Hogan will not vote for him in November, his spokesperson said Wednesday.
Trump gloated over Cox's success over Schulz on Tuesday night, writing in a statement, "RINO Larry Hogan's Endorsement doesn't seem to be working out so well for his heavily favored candidate."
Hogan shot back Wednesday, tweeting that "Trump lost Republicans the White House, the House, and the Senate." He said Trump will "cost us a Governor's seat in Maryland where I ran 45 points ahead of him."
"He's fighting for his ego," Hogan said. "We're fighting to win, and the fight goes on."
Jim Dornan, a Republican political strategist with experience in Maryland politics, described Cox's victory in the primary as "a disaster" for down-ballot GOP candidates relying on a strong gubernatorial nominee to draw voters to the polls. He said any satisfaction Trump gleaned from defeating Hogan's candidate would be short-lived because Republicans are now likely to lose the general election.
"I guess it can be put this way: Trump won the battle, and Hogan is looking to win the war," said Dornan, who managed Republican Ellen Sauerbrey's 1998 gubernatorial campaign and ran former Republican Party chair Michael Steele's exploratory committee for governor last year before he decided against a bid.
Still, the fact that Hogan's handpicked successor lost to a Trump-backed rival is an ominous sign for any national political ambitions Hogan may have, said Todd Eberly, a political science professor at St. Mary's College of Maryland. Hogan, like Trump, has been considering a Republican bid for president in 2024.
"I think the harsh reality is going to be, if that's the case in a state that you've represented for the last eight years, a state that reelected you, it's going to be that much harder for you to find success when you move beyond the borders of that state seeking a national nomination," Eberly said.
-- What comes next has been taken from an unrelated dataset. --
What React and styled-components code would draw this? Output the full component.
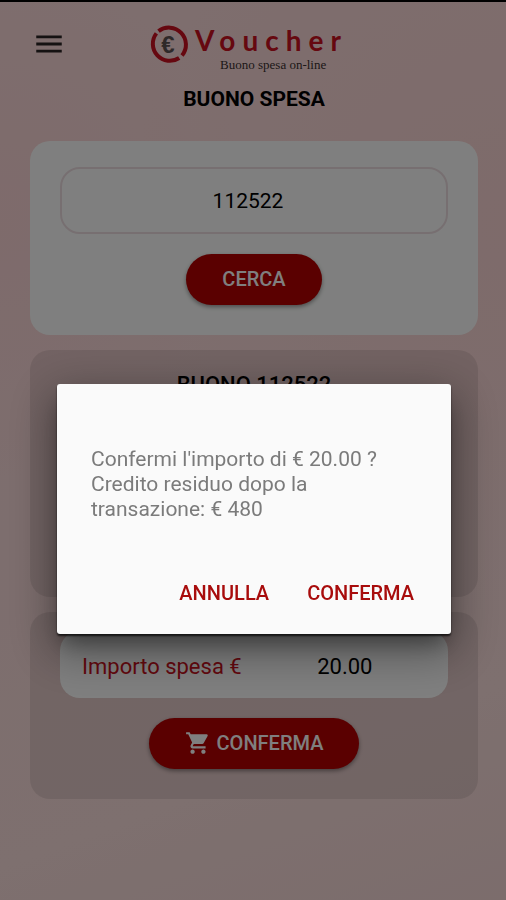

Democrats have long viewed Cox as the weaker candidate in a general election. The Democratic Governors Association went so far as to spend more than $1 million to air an ad intended to help Cox in the Republican primary by stressing his Trump endorsement and his conservative bona fides.
Maryland Senate President Bill Ferguson, a Baltimore Democrat who has had plenty of disagreements with Hogan in recent years, said he and Hogan could sit down and discuss their differences and negotiate. Marylanders, he said, are not well represented by the winner of Tuesday's GOP primary for governor.
"While it may be politically advantageous for the Democrats for that to be the case, I do worry what it means to have somebody who has such extreme views have a platform for the next four months," Ferguson said.